[DATA SECTION]
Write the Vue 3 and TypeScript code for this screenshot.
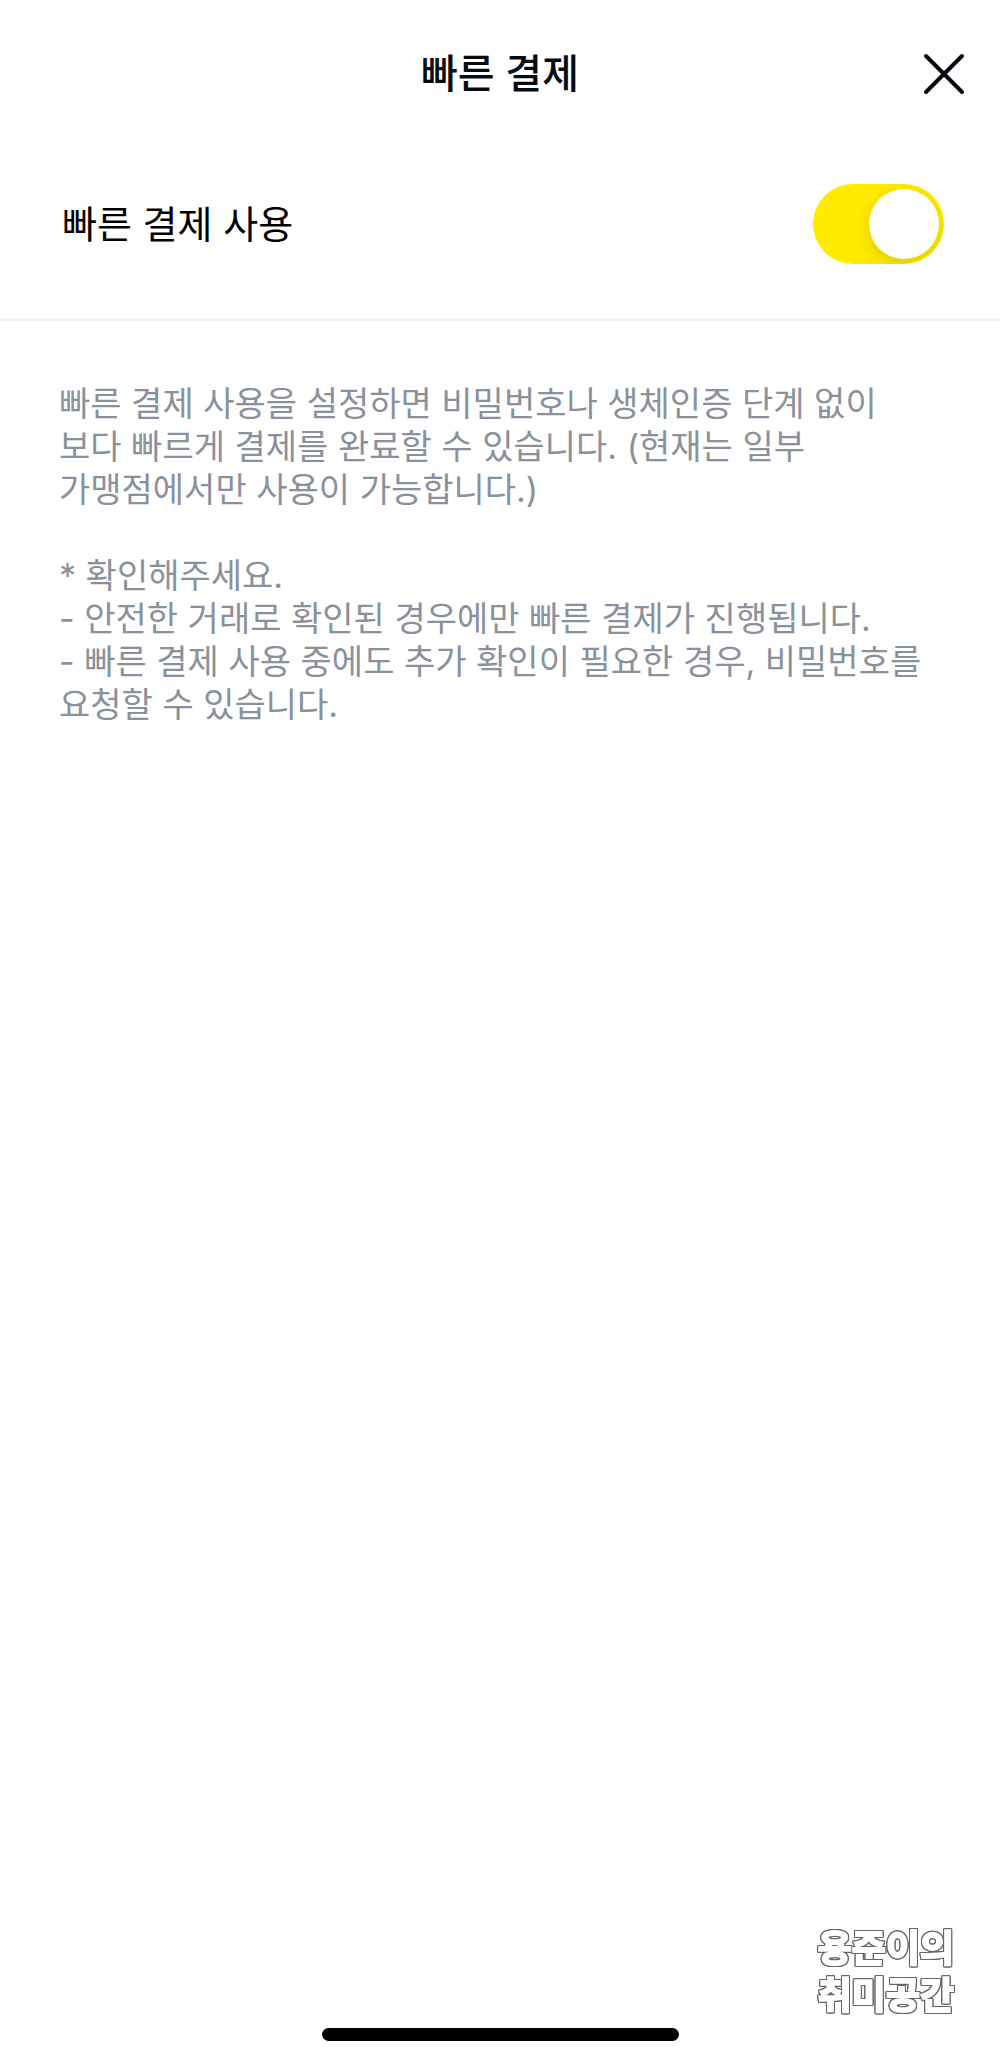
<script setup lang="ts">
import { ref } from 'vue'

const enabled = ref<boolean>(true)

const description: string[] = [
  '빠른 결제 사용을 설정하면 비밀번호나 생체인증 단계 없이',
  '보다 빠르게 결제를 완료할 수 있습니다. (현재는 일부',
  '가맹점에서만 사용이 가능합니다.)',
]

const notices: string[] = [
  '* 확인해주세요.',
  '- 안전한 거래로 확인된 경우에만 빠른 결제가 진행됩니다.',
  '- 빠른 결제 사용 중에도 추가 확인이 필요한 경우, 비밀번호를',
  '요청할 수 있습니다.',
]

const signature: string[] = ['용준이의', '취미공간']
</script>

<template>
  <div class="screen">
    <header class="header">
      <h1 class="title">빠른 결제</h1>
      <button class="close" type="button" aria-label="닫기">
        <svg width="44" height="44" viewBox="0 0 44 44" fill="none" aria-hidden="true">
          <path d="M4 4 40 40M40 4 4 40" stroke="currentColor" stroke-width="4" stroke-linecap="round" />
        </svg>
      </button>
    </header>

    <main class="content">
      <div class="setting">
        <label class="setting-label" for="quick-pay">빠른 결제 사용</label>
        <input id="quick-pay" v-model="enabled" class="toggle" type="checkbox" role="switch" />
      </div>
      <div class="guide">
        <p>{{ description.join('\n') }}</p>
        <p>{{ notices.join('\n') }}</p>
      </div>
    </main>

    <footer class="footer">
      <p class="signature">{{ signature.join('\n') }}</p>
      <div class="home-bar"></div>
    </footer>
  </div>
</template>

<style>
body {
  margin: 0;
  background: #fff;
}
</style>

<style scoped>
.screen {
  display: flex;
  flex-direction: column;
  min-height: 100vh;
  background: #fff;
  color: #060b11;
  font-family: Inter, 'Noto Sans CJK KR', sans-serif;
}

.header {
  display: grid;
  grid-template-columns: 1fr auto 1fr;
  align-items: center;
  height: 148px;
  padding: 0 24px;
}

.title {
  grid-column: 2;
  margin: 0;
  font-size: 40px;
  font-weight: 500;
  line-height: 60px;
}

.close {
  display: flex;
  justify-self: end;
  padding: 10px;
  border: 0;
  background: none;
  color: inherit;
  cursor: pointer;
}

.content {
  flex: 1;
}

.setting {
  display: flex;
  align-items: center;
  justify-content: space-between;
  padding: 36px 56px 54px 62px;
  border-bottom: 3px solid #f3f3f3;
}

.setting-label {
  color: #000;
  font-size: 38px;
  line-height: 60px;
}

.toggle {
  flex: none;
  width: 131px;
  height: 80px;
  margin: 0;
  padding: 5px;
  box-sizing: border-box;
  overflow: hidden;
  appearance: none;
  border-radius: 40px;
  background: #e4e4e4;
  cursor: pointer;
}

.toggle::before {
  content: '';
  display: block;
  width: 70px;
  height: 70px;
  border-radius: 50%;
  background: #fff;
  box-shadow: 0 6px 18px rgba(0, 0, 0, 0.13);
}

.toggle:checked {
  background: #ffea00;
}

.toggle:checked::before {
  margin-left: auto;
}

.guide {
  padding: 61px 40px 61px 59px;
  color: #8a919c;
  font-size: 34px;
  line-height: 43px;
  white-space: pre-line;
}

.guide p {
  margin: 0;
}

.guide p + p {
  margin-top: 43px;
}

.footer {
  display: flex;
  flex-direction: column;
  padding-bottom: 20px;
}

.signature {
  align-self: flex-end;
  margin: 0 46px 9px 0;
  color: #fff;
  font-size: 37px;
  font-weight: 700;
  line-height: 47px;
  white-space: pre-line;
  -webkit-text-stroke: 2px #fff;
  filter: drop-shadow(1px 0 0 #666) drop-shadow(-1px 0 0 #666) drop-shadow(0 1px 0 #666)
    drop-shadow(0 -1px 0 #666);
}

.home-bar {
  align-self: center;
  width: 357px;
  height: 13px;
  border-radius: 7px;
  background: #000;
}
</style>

[WORK TO BE COMPLETED] Leave the pictures out and output the rest of the listing exactly.

[FINISHED ANSWER]
Write the Vue 3 and TypeScript code for this screenshot.
<script setup lang="ts">
import { ref } from 'vue'

const enabled = ref<boolean>(true)

const description: string[] = [
  '빠른 결제 사용을 설정하면 비밀번호나 생체인증 단계 없이',
  '보다 빠르게 결제를 완료할 수 있습니다. (현재는 일부',
  '가맹점에서만 사용이 가능합니다.)',
]

const notices: string[] = [
  '* 확인해주세요.',
  '- 안전한 거래로 확인된 경우에만 빠른 결제가 진행됩니다.',
  '- 빠른 결제 사용 중에도 추가 확인이 필요한 경우, 비밀번호를',
  '요청할 수 있습니다.',
]

const signature: string[] = ['용준이의', '취미공간']
</script>

<template>
  <div class="screen">
    <header class="header">
      <h1 class="title">빠른 결제</h1>
      <button class="close" type="button" aria-label="닫기">
        <svg width="44" height="44" viewBox="0 0 44 44" fill="none" aria-hidden="true">
          <path d="M4 4 40 40M40 4 4 40" stroke="currentColor" stroke-width="4" stroke-linecap="round" />
        </svg>
      </button>
    </header>

    <main class="content">
      <div class="setting">
        <label class="setting-label" for="quick-pay">빠른 결제 사용</label>
        <input id="quick-pay" v-model="enabled" class="toggle" type="checkbox" role="switch" />
      </div>
      <div class="guide">
        <p>{{ description.join('\n') }}</p>
        <p>{{ notices.join('\n') }}</p>
      </div>
    </main>

    <footer class="footer">
      <p class="signature">{{ signature.join('\n') }}</p>
      <div class="home-bar"></div>
    </footer>
  </div>
</template>

<style>
body {
  margin: 0;
  background: #fff;
}
</style>

<style scoped>
.screen {
  display: flex;
  flex-direction: column;
  min-height: 100vh;
  background: #fff;
  color: #060b11;
  font-family: Inter, 'Noto Sans CJK KR', sans-serif;
}

.header {
  display: grid;
  grid-template-columns: 1fr auto 1fr;
  align-items: center;
  height: 148px;
  padding: 0 24px;
}

.title {
  grid-column: 2;
  margin: 0;
  font-size: 40px;
  font-weight: 500;
  line-height: 60px;
}

.close {
  display: flex;
  justify-self: end;
  padding: 10px;
  border: 0;
  background: none;
  color: inherit;
  cursor: pointer;
}

.content {
  flex: 1;
}

.setting {
  display: flex;
  align-items: center;
  justify-content: space-between;
  padding: 36px 56px 54px 62px;
  border-bottom: 3px solid #f3f3f3;
}

.setting-label {
  color: #000;
  font-size: 38px;
  line-height: 60px;
}

.toggle {
  flex: none;
  width: 131px;
  height: 80px;
  margin: 0;
  padding: 5px;
  box-sizing: border-box;
  overflow: hidden;
  appearance: none;
  border-radius: 40px;
  background: #e4e4e4;
  cursor: pointer;
}

.toggle::before {
  content: '';
  display: block;
  width: 70px;
  height: 70px;
  border-radius: 50%;
  background: #fff;
  box-shadow: 0 6px 18px rgba(0, 0, 0, 0.13);
}

.toggle:checked {
  background: #ffea00;
}

.toggle:checked::before {
  margin-left: auto;
}

.guide {
  padding: 61px 40px 61px 59px;
  color: #8a919c;
  font-size: 34px;
  line-height: 43px;
  white-space: pre-line;
}

.guide p {
  margin: 0;
}

.guide p + p {
  margin-top: 43px;
}

.footer {
  display: flex;
  flex-direction: column;
  padding-bottom: 20px;
}

.signature {
  align-self: flex-end;
  margin: 0 46px 9px 0;
  color: #fff;
  font-size: 37px;
  font-weight: 700;
  line-height: 47px;
  white-space: pre-line;
  -webkit-text-stroke: 2px #fff;
  filter: drop-shadow(1px 0 0 #666) drop-shadow(-1px 0 0 #666) drop-shadow(0 1px 0 #666)
    drop-shadow(0 -1px 0 #666);
}

.home-bar {
  align-self: center;
  width: 357px;
  height: 13px;
  border-radius: 7px;
  background: #000;
}
</style>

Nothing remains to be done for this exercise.